* WORK REQUIRED: Below are records; please write out exactly the lines from the first line through the line containing "string; items: Entry[]", with no pictures.

┌────────

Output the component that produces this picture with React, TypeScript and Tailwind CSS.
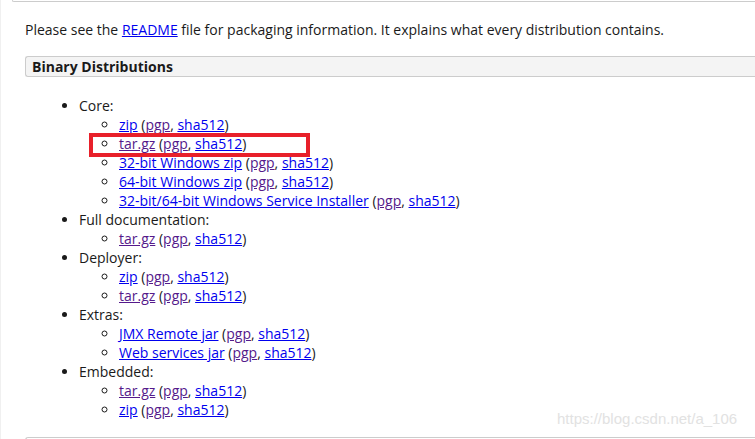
import React from "react";

type Link = { text: string; visited?: boolean };
type Entry = { main: Link; pgpVisited?: boolean };
type Group = { title: string; items: Entry[] };

const groups: Group[] = [
  {
    title: "Core:",
    items: [
      { main: { text: "zip" }, pgpVisited: true },
      { main: { text: "tar.gz", visited: true }, pgpVisited: true },
      { main: { text: "32-bit Windows zip" }, pgpVisited: true },
      { main: { text: "64-bit Windows zip" }, pgpVisited: true },
      { main: { text: "32-bit/64-bit Windows Service Installer" }, pgpVisited: true },
    ],
  },
  {
    title: "Full documentation:",
    items: [{ main: { text: "tar.gz", visited: true }, pgpVisited: true }],
  },
  {
    title: "Deployer:",
    items: [
      { main: { text: "zip" }, pgpVisited: true },
      { main: { text: "tar.gz", visited: true }, pgpVisited: true },
    ],
  },
  {
    title: "Extras:",
    items: [
      { main: { text: "JMX Remote jar" }, pgpVisited: true },
      { main: { text: "Web services jar" }, pgpVisited: true },
    ],
  },
  {
    title: "Embedded:",
    items: [
      { main: { text: "tar.gz", visited: true }, pgpVisited: true },
      { main: { text: "zip" }, pgpVisited: true },
    ],
  },
];

function A({ text, visited }: Link) {
  return (
    <a
      href="#"
      className={`underline ${visited ? "text-[#551a8b]" : "text-[#0000ee]"}`}
    >
      {text}
    </a>
  );
}

export default function App() {
  return (
    <div className="relative w-[755px] h-[439px] overflow-hidden bg-white font-['Open_Sans',sans-serif] text-[14px] leading-[19px] text-[#1a1a1a]">
      {/* faint page edge */}
      <div className="absolute left-0 top-0 bottom-0 w-px bg-[#f0f0f0]" />

      <div className="h-[2px] ml-[12px] border-b border-l border-[#cccccc] rounded-bl-[3px]" />

      <div className="pl-[25px]">
        <p className="mt-[18px]">
          Please see the <A text="README" /> file for packaging information. It explains what every
          distribution contains.
        </p>

        <div className="mt-[17px] h-[21px] pl-[6px] bg-[#f4f4f4] border border-r-0 border-[#cccccc] rounded-l-[3px] font-bold leading-[19px]">
          Binary Distributions
        </div>

        <ul className="mt-[19px] pl-[54px] list-disc">
          {groups.map((g) => (
            <li key={g.title}>
              {g.title}
              <ul className="pl-[40px] list-[circle]">
                {g.items.map((e, i) => (
                  <li key={i}>
                    <A {...e.main} /> (<A text="pgp" visited={e.pgpVisited} />,{" "}
                    <A text="sha512" />)
                  </li>
                ))}
              </ul>
            </li>
          ))}
        </ul>
      </div>

      <div className="absolute left-[25px] right-0 top-[437px] h-[6px] border-t border-l border-[#cccccc] rounded-tl-[3px]" />

      <div className="absolute left-[89px] top-[133px] w-[221px] h-[24px] border-[4px] border-[#e8202a]" />

      <div className="absolute left-[557px] top-[409px] font-['Liberation_Sans',sans-serif] text-[15px] text-[#e2e2e2]">
        https://blog.csdn.net/a_106
      </div>
    </div>
  );
}
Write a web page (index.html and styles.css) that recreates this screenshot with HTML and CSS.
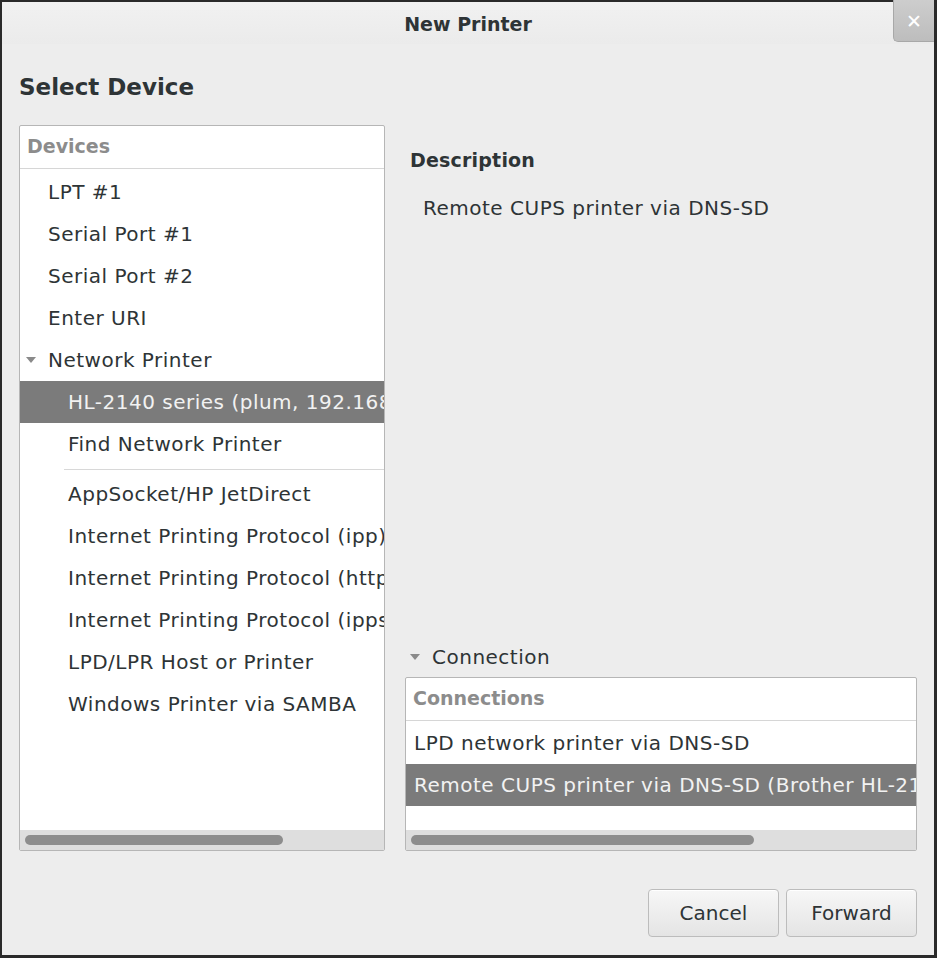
FILE: index.html
```html
<!DOCTYPE html>
<html lang="en">
<head>
    <meta charset="UTF-8">
    <title>New Printer</title>
    <link rel="stylesheet" href="styles.css">
</head>
<body>
    <div class="window">
        <div class="titlebar">
            <span class="title">New Printer</span>
            <div class="close">&#x2715;</div>
        </div>

        <div class="content">
            <h1 class="page-title">Select Device</h1>

            <div class="main">
                <!-- device tree -->
                <div class="listbox devices">
                    <div class="list-head">Devices</div>
                    <div class="list-body">
                        <div class="row">LPT #1</div>
                        <div class="row">Serial Port #1</div>
                        <div class="row">Serial Port #2</div>
                        <div class="row">Enter URI</div>
                        <div class="row parent"><span class="arrow"></span>Network Printer</div>
                        <div class="row child selected">HL-2140 series (plum, 192.168.0.4)</div>
                        <div class="row child">Find Network Printer</div>
                        <div class="separator"></div>
                        <div class="row child">AppSocket/HP JetDirect</div>
                        <div class="row child">Internet Printing Protocol (ipp)</div>
                        <div class="row child">Internet Printing Protocol (https)</div>
                        <div class="row child">Internet Printing Protocol (ipps)</div>
                        <div class="row child">LPD/LPR Host or Printer</div>
                        <div class="row child">Windows Printer via SAMBA</div>
                    </div>
                    <div class="hscroll"><div class="thumb" style="width: 258px"></div></div>
                </div>

                <div class="side">
                    <h2 class="section">Description</h2>
                    <p class="desc">Remote CUPS printer via DNS-SD</p>

                    <div class="spacer"></div>

                    <div class="expander"><span class="arrow"></span>Connection</div>
                    <div class="listbox connections">
                        <div class="list-head">Connections</div>
                        <div class="list-body">
                            <div class="row">LPD network printer via DNS-SD</div>
                            <div class="row selected">Remote CUPS printer via DNS-SD (Brother HL-2140 series)</div>
                        </div>
                        <div class="hscroll"><div class="thumb" style="width: 343px"></div></div>
                    </div>
                </div>
            </div>

            <div class="buttons">
                <button class="btn">Cancel</button>
                <button class="btn">Forward</button>
            </div>
        </div>
    </div>
</body>
</html>
```

FILE: styles.css
```css
* {
    box-sizing: border-box;
}
body {
    margin: 0;
    background: #2a2a2a;
    font-family: "DejaVu Sans", sans-serif;
    color: #2e3436;
}
.window {
    width: 937px;
    height: 958px;
    border: 2px solid #2a2a2a;
    border-width: 2px 3px 3px 2px;
    background: #ededed;
    display: flex;
    flex-direction: column;
}

/* title bar */
.titlebar {
    position: relative;
    height: 42px;
    flex: none;
    display: flex;
    align-items: center;
    justify-content: center;
    background: linear-gradient(#f1f1f1, #ebebeb);
}
.title {
    font-weight: bold;
    font-size: 19px;
    margin-top: 2px;
}
.close {
    position: absolute;
    top: -2px;
    right: 0;
    width: 41px;
    height: 42px;
    background: linear-gradient(#cdcdcd, #bdbdbd);
    border: 1px solid #a8a8a8;
    border-top: none;
    border-right: none;
    border-bottom-left-radius: 5px;
    color: #fff;
    font-weight: bold;
    font-size: 19px;
    display: flex;
    align-items: center;
    justify-content: center;
}

.content {
    flex: 1;
    display: flex;
    flex-direction: column;
    padding: 0 17px 18px 17px;
}
.page-title {
    font-size: 23px;
    font-weight: bold;
    margin: 29px 0 0 0;
    line-height: 28px;
    height: 52px;
}

.main {
    display: flex;
    gap: 20px;
    height: 726px;
}

/* list boxes */
.listbox {
    background: #fff;
    border: 1px solid #b6b6b6;
    border-radius: 2px;
    display: flex;
    flex-direction: column;
    overflow: hidden;
}
.devices {
    width: 366px;
    flex: none;
}
.list-head {
    height: 43px;
    flex: none;
    border-bottom: 1px solid #d6d6d6;
    color: #8c8c8c;
    font-weight: bold;
    font-size: 19px;
    padding: 9px 0 0 7px;
}
.list-body {
    flex: 1;
    padding-top: 2px;
}
.row {
    height: 42px;
    line-height: 42px;
    font-size: 20px;
    letter-spacing: 0.5px;
    padding-left: 28px;
    white-space: nowrap;
    overflow: hidden;
}
.row.child {
    padding-left: 48px;
}
.row.parent {
    padding-left: 6px;
}
.row.selected {
    background: #7b7b7b;
    color: #f2f2f2;
}
.separator {
    height: 8px;
    margin-left: 44px;
    border-top: 4px solid transparent;
    background: linear-gradient(#d8d8d8, #d8d8d8) no-repeat 0 0 / 100% 1px;
}
.arrow {
    display: inline-block;
    width: 0;
    height: 0;
    border-left: 5px solid transparent;
    border-right: 5px solid transparent;
    border-top: 6px solid #8a8a8a;
    margin: 0 12px 3px 0;
    vertical-align: middle;
}

.hscroll {
    height: 20px;
    flex: none;
    background: #dedede;
    padding: 5px 0 0 5px;
}
.thumb {
    height: 10px;
    border-radius: 5px;
    background: #8d8d8d;
}

/* right column */
.side {
    flex: 1;
    min-width: 0;
    display: flex;
    flex-direction: column;
}
.section {
    font-size: 19px;
    font-weight: bold;
    letter-spacing: 0.2px;
    margin: 23px 0 0 5px;
    line-height: 24px;
}
.desc {
    margin: 24px 0 0 18px;
    font-size: 20px;
    letter-spacing: 0.5px;
}
.spacer {
    flex: 1;
}
.expander {
    font-size: 20px;
    letter-spacing: 0.5px;
    padding-left: 5px;
    height: 32px;
}
.connections {
    height: 174px;
    flex: none;
}
.connections .row {
    padding-left: 8px;
}
.connections .list-body {
    padding-top: 1px;
}

/* dialog buttons */
.buttons {
    display: flex;
    justify-content: flex-end;
    gap: 7px;
    margin-top: 38px;
}
.btn {
    width: 131px;
    height: 48px;
    font-family: "DejaVu Sans", sans-serif;
    font-size: 20px;
    color: #2e3436;
    border: 1px solid #bcbcbc;
    border-radius: 4px;
    background: linear-gradient(#f7f7f7, #e4e4e4);
    box-shadow: 0 1px 0 #fff inset;
}
```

└────────

* FINISHED EXERCISE:
Output the component that produces this picture with React, TypeScript and Tailwind CSS.
import React from "react";

type Link = { text: string; visited?: boolean };
type Entry = { main: Link; pgpVisited?: boolean };
type Group = { title: string; items: Entry[] };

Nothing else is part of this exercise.